MIT SMR: How AI Changes the Rules: New Imperatives for the Intelligent Organization
April 13, 2020
Many leaders are excited about AI’s potential to profoundly transform organizations by making them more innovative and productive. But implementing AI will also lead to significant changes in how organizations are managed, according to our recent survey of more than 2,200 business leaders, managers, and key contributors. Those survey respondents, representing organizations across the globe, expect that reaping the benefits of AI will require changes in workplace structures, technology strategies, and technology governance to manage the significant changes to software development and deployment processes that most respondents expect from AI.
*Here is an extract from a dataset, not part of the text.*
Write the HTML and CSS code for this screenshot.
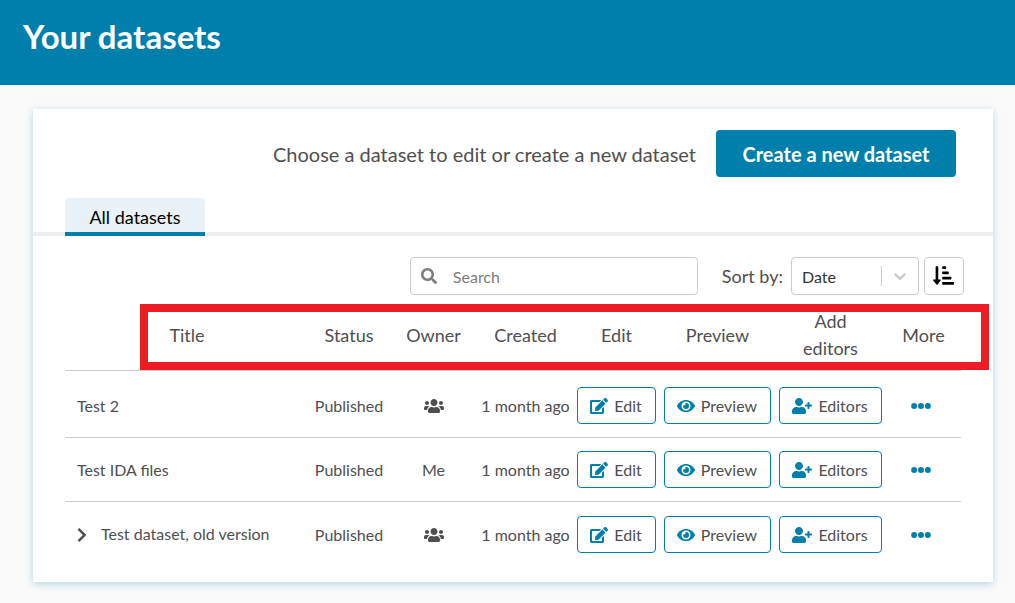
FILE: index.html
```html
<!DOCTYPE html>
<html lang="en">
<head>
<meta charset="utf-8">
<title>Your datasets</title>
<link rel="stylesheet" href="styles.css">
</head>
<body>
<svg class="sprite" aria-hidden="true">
  <symbol id="i-search" viewBox="0 0 512 512"><path d="M505 442.7L405.3 343c-4.5-4.5-10.6-7-17-7H372c27.6-35.3 44-79.7 44-128C416 93.1 322.9 0 208 0S0 93.1 0 208s93.1 208 208 208c48.3 0 92.7-16.4 128-44v16.3c0 6.4 2.5 12.5 7 17l99.7 99.7c9.4 9.4 24.6 9.4 33.9 0l28.3-28.3c9.4-9.4 9.4-24.6.1-34zM208 336c-70.7 0-128-57.2-128-128 0-70.7 57.2-128 128-128 70.7 0 128 57.2 128 128 0 70.7-57.2 128-128 128z"/></symbol>
  <symbol id="i-users" viewBox="0 0 640 512"><path d="M96 224c35.3 0 64-28.7 64-64s-28.7-64-64-64-64 28.7-64 64 28.7 64 64 64zm448 0c35.3 0 64-28.7 64-64s-28.7-64-64-64-64 28.7-64 64 28.7 64 64 64zm32 32h-64c-17.6 0-33.5 7.1-45.1 18.6 40.3 22.1 68.9 62 75.1 109.4h66c17.7 0 32-14.3 32-32v-32c0-35.3-28.7-64-64-64zm-256 0c61.9 0 112-50.1 112-112S381.9 32 320 32 208 82.1 208 144s50.1 112 112 112zm76.8 32h-8.3c-20.8 10-43.9 16-68.5 16s-47.6-6-68.5-16h-8.3C179.6 288 128 339.6 128 403.2V432c0 26.5 21.5 48 48 48h288c26.5 0 48-21.5 48-48v-28.8c0-63.6-51.6-115.2-115.2-115.2zm-223.7-13.4C161.5 263.1 145.6 256 128 256H64c-35.3 0-64 28.7-64 64v32c0 17.7 14.3 32 32 32h65.9c6.3-47.4 34.9-87.3 75.2-109.4z"/></symbol>
  <symbol id="i-edit" viewBox="0 0 576 512"><path d="M402.6 83.2l90.2 90.2c3.8 3.8 3.8 10 0 13.8L274.4 405.6l-92.8 10.3c-12.4 1.4-22.9-9.1-21.5-21.5l10.3-92.8L388.8 83.2c3.8-3.8 10-3.8 13.8 0zm162-22.9l-48.8-48.8c-15.2-15.2-39.9-15.2-55.2 0l-35.4 35.4c-3.8 3.8-3.8 10 0 13.8l90.2 90.2c3.8 3.8 10 3.8 13.8 0l35.4-35.4c15.2-15.3 15.2-40 0-55.2zM384 346.2V448H64V128h229.8c3.2 0 6.2-1.3 8.5-3.5l40-40c7.6-7.6 2.2-20.5-8.5-20.5H48C21.5 64 0 85.5 0 112v352c0 26.5 21.5 48 48 48h352c26.5 0 48-21.5 48-48V306.2c0-10.7-12.9-16-20.5-8.5l-40 40c-2.2 2.3-3.5 5.3-3.5 8.5z"/></symbol>
  <symbol id="i-eye" viewBox="0 0 576 512"><path d="M572.52 241.4C518.29 135.59 410.93 64 288 64S57.68 135.64 3.48 241.41a32.35 32.35 0 0 0 0 29.19C57.71 376.41 165.07 448 288 448s230.32-71.64 284.52-177.41a32.35 32.35 0 0 0 0-29.19zM288 400a144 144 0 1 1 144-144 143.93 143.93 0 0 1-144 144zm0-240a95.31 95.31 0 0 0-25.31 3.79 47.85 47.85 0 0 1-66.9 66.9A95.78 95.78 0 1 0 288 160z"/></symbol>
  <symbol id="i-user-plus" viewBox="0 0 640 512"><path d="M624 208h-64v-64c0-8.8-7.2-16-16-16h-32c-8.8 0-16 7.2-16 16v64h-64c-8.8 0-16 7.2-16 16v32c0 8.8 7.2 16 16 16h64v64c0 8.8 7.2 16 16 16h32c8.8 0 16-7.2 16-16v-64h64c8.8 0 16-7.2 16-16v-32c0-8.8-7.2-16-16-16zm-400 48c70.7 0 128-57.3 128-128S294.7 0 224 0 96 57.3 96 128s57.3 128 128 128zm89.6 32h-16.7c-22.2 10.2-46.9 16-72.9 16s-50.6-5.8-72.9-16h-16.7C60.2 288 0 348.2 0 422.4V464c0 26.5 21.5 48 48 48h352c26.5 0 48-21.5 48-48v-41.6c0-74.2-60.2-134.4-134.4-134.4z"/></symbol>
  <symbol id="i-dots" viewBox="0 0 512 512"><circle cx="80" cy="256" r="76"/><circle cx="256" cy="256" r="76"/><circle cx="432" cy="256" r="76"/></symbol>
  <symbol id="i-right" viewBox="0 0 320 512"><path d="M285.476 272.971L91.132 467.314c-9.373 9.373-24.569 9.373-33.941 0l-22.667-22.667c-9.357-9.357-9.375-24.522-.04-33.901L188.505 256 34.484 101.255c-9.335-9.379-9.317-24.544.04-33.901l22.667-22.667c9.373-9.373 24.569-9.373 33.941 0L285.475 239.03c9.373 9.372 9.373 24.568.001 33.941z"/></symbol>
  <symbol id="i-down" viewBox="0 0 20 20"><path d="M4.516 7.548c0.436-0.446 1.043-0.481 1.576 0l3.908 3.747 3.908-3.747c0.533-0.481 1.141-0.446 1.574 0 0.436 0.445 0.408 1.197 0 1.615-0.406 0.418-4.695 4.502-4.695 4.502-0.217 0.223-0.502 0.335-0.787 0.335s-0.57-0.112-0.789-0.335c0 0-4.287-4.084-4.695-4.502s-0.436-1.17 0-1.615z"/></symbol>
  <symbol id="i-sort" viewBox="0 0 512 512"><path d="M240 96h64a16 16 0 0 0 16-16V48a16 16 0 0 0-16-16h-64a16 16 0 0 0-16 16v32a16 16 0 0 0 16 16zm0 128h128a16 16 0 0 0 16-16v-32a16 16 0 0 0-16-16H240a16 16 0 0 0-16 16v32a16 16 0 0 0 16 16zm256 192H240a16 16 0 0 0-16 16v32a16 16 0 0 0 16 16h256a16 16 0 0 0 16-16v-32a16 16 0 0 0-16-16zm-256-64h192a16 16 0 0 0 16-16v-32a16 16 0 0 0-16-16H240a16 16 0 0 0-16 16v32a16 16 0 0 0 16 16zm-64 0h-48V48a16 16 0 0 0-16-16H80a16 16 0 0 0-16 16v304H16c-14.19 0-21.37 17.24-11.29 27.31l80 96a16 16 0 0 0 22.62 0l80-96C197.35 369.26 190.22 352 176 352z"/></symbol>
</svg>

<header class="page-header"><h1>Your datasets</h1></header>

<main class="card">
  <div class="intro">
    <p>Choose a dataset to edit or create a new dataset</p>
    <button type="button" class="create">Create a new dataset</button>
  </div>

  <div class="tabs" role="tablist">
    <button type="button" class="tab" role="tab" aria-selected="true">All datasets</button>
  </div>

  <div class="toolbar">
    <label class="search">
      <svg class="icon icon-16"><use href="#i-search"/></svg>
      <input type="search" placeholder="Search" aria-label="Search">
    </label>
    <label class="sort-label" for="sort">Sort by:</label>
    <div class="select">
      <select id="sort"><option>Date</option><option>Title</option></select>
      <span class="select-arrow"><svg class="icon icon-20"><use href="#i-down"/></svg></span>
    </div>
    <button type="button" class="sort-order" aria-label="Sort order"><svg class="icon icon-21"><use href="#i-sort"/></svg></button>
  </div>

  <div class="table-wrap">
    <table class="datasets">
      <colgroup>
        <col><col class="c-status"><col class="c-owner"><col class="c-created"><col class="c-edit"><col class="c-preview"><col class="c-editors"><col class="c-more">
      </colgroup>
      <thead>
        <tr><th scope="col">Title</th><th scope="col">Status</th><th scope="col">Owner</th><th scope="col">Created</th><th scope="col">Edit</th><th scope="col">Preview</th><th scope="col">Add<br>editors</th><th scope="col">More</th></tr>
      </thead>
      <tbody>
        <tr>
          <td class="title">Test 2</td><td>Published</td>
          <td><svg class="icon icon-wide" role="img" aria-label="Project"><use href="#i-users"/></svg></td>
          <td>1 month ago</td>
          <td><button type="button" class="action"><svg class="icon icon-18"><use href="#i-edit"/></svg>Edit</button></td>
          <td><button type="button" class="action"><svg class="icon icon-18"><use href="#i-eye"/></svg>Preview</button></td>
          <td><button type="button" class="action"><svg class="icon icon-wide"><use href="#i-user-plus"/></svg>Editors</button></td>
          <td><button type="button" class="more" aria-label="More"><svg class="icon icon-20"><use href="#i-dots"/></svg></button></td>
        </tr>
        <tr>
          <td class="title">Test IDA files</td><td>Published</td>
          <td>Me</td>
          <td>1 month ago</td>
          <td><button type="button" class="action"><svg class="icon icon-18"><use href="#i-edit"/></svg>Edit</button></td>
          <td><button type="button" class="action"><svg class="icon icon-18"><use href="#i-eye"/></svg>Preview</button></td>
          <td><button type="button" class="action"><svg class="icon icon-wide"><use href="#i-user-plus"/></svg>Editors</button></td>
          <td><button type="button" class="more" aria-label="More"><svg class="icon icon-20"><use href="#i-dots"/></svg></button></td>
        </tr>
        <tr>
          <td class="title"><button type="button" class="expand" aria-label="Show versions"><svg class="icon icon-narrow"><use href="#i-right"/></svg></button>Test dataset, old version</td><td>Published</td>
          <td><svg class="icon icon-wide" role="img" aria-label="Project"><use href="#i-users"/></svg></td>
          <td>1 month ago</td>
          <td><button type="button" class="action"><svg class="icon icon-18"><use href="#i-edit"/></svg>Edit</button></td>
          <td><button type="button" class="action"><svg class="icon icon-18"><use href="#i-eye"/></svg>Preview</button></td>
          <td><button type="button" class="action"><svg class="icon icon-wide"><use href="#i-user-plus"/></svg>Editors</button></td>
          <td><button type="button" class="more" aria-label="More"><svg class="icon icon-20"><use href="#i-dots"/></svg></button></td>
        </tr>
      </tbody>
    </table>
    <div class="highlight" aria-hidden="true"></div>
  </div>
</main>
</body>
</html>
```

FILE: styles.css
```css
* { box-sizing: border-box; }

body {
  margin: 0;
  background: #fafafa;
  color: #4f4f4f;
  font: 16px/24px Lato, "Liberation Sans", sans-serif;
}

button, input, select { font: inherit; color: inherit; }
button { cursor: pointer; }

.sprite { position: absolute; width: 0; height: 0; }
.icon { display: inline-block; flex: none; fill: currentColor; vertical-align: middle; }
.icon-16 { width: 16px; height: 16px; }
.icon-18 { width: 18px; height: 16px; }
.icon-20 { width: 20px; height: 20px; }
.icon-21 { width: 21px; height: 21px; }
.icon-wide { width: 20px; height: 16px; }
.icon-narrow { width: 10px; height: 16px; }

.page-header {
  padding: 16px 23px 29px;
  background: #007fad;
  color: #fff;
}
.page-header h1 { margin: 0; font-size: 33px; line-height: 40px; font-weight: 700; }

.card {
  margin: 24px 22px 21px 33px;
  padding-bottom: 17px;
  background: #fff;
  box-shadow: 0 2px 8px rgba(0, 127, 173, 0.28);
}

.intro {
  display: flex;
  justify-content: flex-end;
  align-items: center;
  gap: 20px;
  padding: 21px 37px 21px 32px;
  font-size: 20px;
}
.intro p { margin: 0; }
.create {
  min-width: 240px;
  padding: 11px 26px 10px;
  border: 0;
  border-radius: 4px;
  background: #007fad;
  color: #fff;
  font-weight: 700;
  line-height: 26px;
}

.tabs {
  padding: 0 32px;
  background: linear-gradient(#eee, #eee) bottom / 100% 4px no-repeat;
  display: flex;
}
.tab {
  min-width: 140px;
  padding: 7px 24px 3px;
  border: 0;
  border-bottom: 4px solid #007fad;
  border-radius: 4px 4px 0 0;
  background: #e8f2f8;
  color: #000;
  font-size: 18px;
}

.toolbar {
  display: flex;
  justify-content: flex-end;
  align-items: center;
  padding: 21px 29px 9px 32px;
}
.search {
  display: flex;
  align-items: center;
  gap: 16px;
  width: 288px;
  height: 38px;
  padding: 0 10px;
  border: 1px solid #ccc;
  border-radius: 4px;
  color: #7d7d7d;
}
.search input {
  flex: 1;
  min-width: 0;
  padding: 2px 0 0;
  border: 0;
  outline: 0;
  background: none;
  appearance: none;
}
.search input::placeholder { color: #7d7d7d; opacity: 1; }
.sort-label { margin: 0 8px 0 24px; font-size: 18px; }
.select { display: grid; width: 128px; height: 38px; }
.select select {
  grid-area: 1 / 1;
  padding: 2px 10px 0;
  border: 1px solid #ccc;
  border-radius: 4px;
  background: #fff;
  color: #333;
  appearance: none;
}
.select-arrow {
  grid-area: 1 / 1;
  place-self: center end;
  display: flex;
  height: 20px;
  padding: 0 9px 0 8px;
  border-left: 1px solid #ccc;
  color: #ccc;
  pointer-events: none;
}
.sort-order {
  display: grid;
  place-items: center;
  width: 40px;
  height: 38px;
  margin-left: 5px;
  padding: 0 2px 2px 0;
  border: 1px solid #ccc;
  border-radius: 4px;
  background: #fff;
  color: #000;
}

.table-wrap { position: relative; margin: 0 32px; }
.datasets { width: 100%; table-layout: fixed; border-collapse: separate; border-spacing: 0; }
.c-status { width: 80px; }
.c-owner { width: 89px; }
.c-created { width: 95px; }
.c-edit { width: 87px; }
.c-preview { width: 115px; }
.c-editors { width: 111px; }
.c-more { width: 75px; }

.datasets th {
  padding: 4px 0 8px;
  border-bottom: 1px solid #ccc;
  font-size: 18px;
  line-height: 27px;
  font-weight: 400;
}
.datasets td {
  padding: 13px 0;
  border-bottom: 1px solid #ccc;
  text-align: center;
  white-space: nowrap;
}
.datasets tbody tr:first-child td { padding-top: 16px; }
.datasets tbody tr:last-child td { padding-top: 14px; padding-bottom: 12px; border-bottom: 0; }
.datasets .title { padding-left: 12px; text-align: left; }
.datasets td > .icon { margin-bottom: 2px; }

.action {
  display: inline-flex;
  align-items: center;
  gap: 6px;
  height: 37px;
  padding: 0 13px 0 12px;
  border: 1px solid #007fad;
  border-radius: 4px;
  background: #fff;
  vertical-align: top;
}
.action .icon { color: #007fad; }
.more {
  padding: 0 6px 3px 0;
  border: 0;
  background: none;
  color: #007fad;
  line-height: 20px;
}
.expand {
  width: 24px;
  padding: 0 0 2px;
  border: 0;
  background: none;
  text-align: left;
}

/* Call-out frame around the column headings */
.highlight {
  position: absolute;
  top: 0;
  left: 75px;
  right: -28px;
  height: 66px;
  border: 8px solid #ed1c24;
  pointer-events: none;
}
```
AI will drive organizational change and ask more of top leaders. The majority of survey respondents expect that implementing AI will require more significant organizational change than other emerging technologies, including cloud. AI demands more collaboration among people skilled in data management, data analytics, IT infrastructure, and systems development, as well as business and operational experts. This means that organizational leaders need to ensure that traditional silos don’t hinder advanced analytics efforts, and they must support the training required to build skills across their workforces.
AI will place new demands on the CIO and CTO. AI implementation will influence the choices CIOs and CTOs make in setting their broad technology agendas. They will need to prioritize developing foundational technology capabilities, from infrastructure and cybersecurity to data management and development processes—areas in which those with more advanced AI implementations are taking the lead compared with other respondents. CIOs will also need to manage the significant changes to software development and deployment processes that most respondents expect from AI. The survey also indicated that many CIOs will be charged with overseeing or supporting formal data governance efforts: CIOs and CTOs are more likely than other executives to be tasked with this.
AI will require an increased focus on risk management and ethics. The global survey shows a broad awareness of the risks inherent in using AI, but few practitioners have taken action to create policies and processes to manage risks, including ethical, legal, reputational, and financial risks. Managing ethical risk is a particular area of opportunity. Those with more advanced AI practices are establishing processes and policies for data governance and risk management, including providing ways to explain how their algorithms deliver results. They point out that understanding how AI systems reach their conclusions is both an emerging best practice and a necessity in order to ensure that the human intelligence that feeds and nurtures AI systems keeps pace with the machines’ advancements.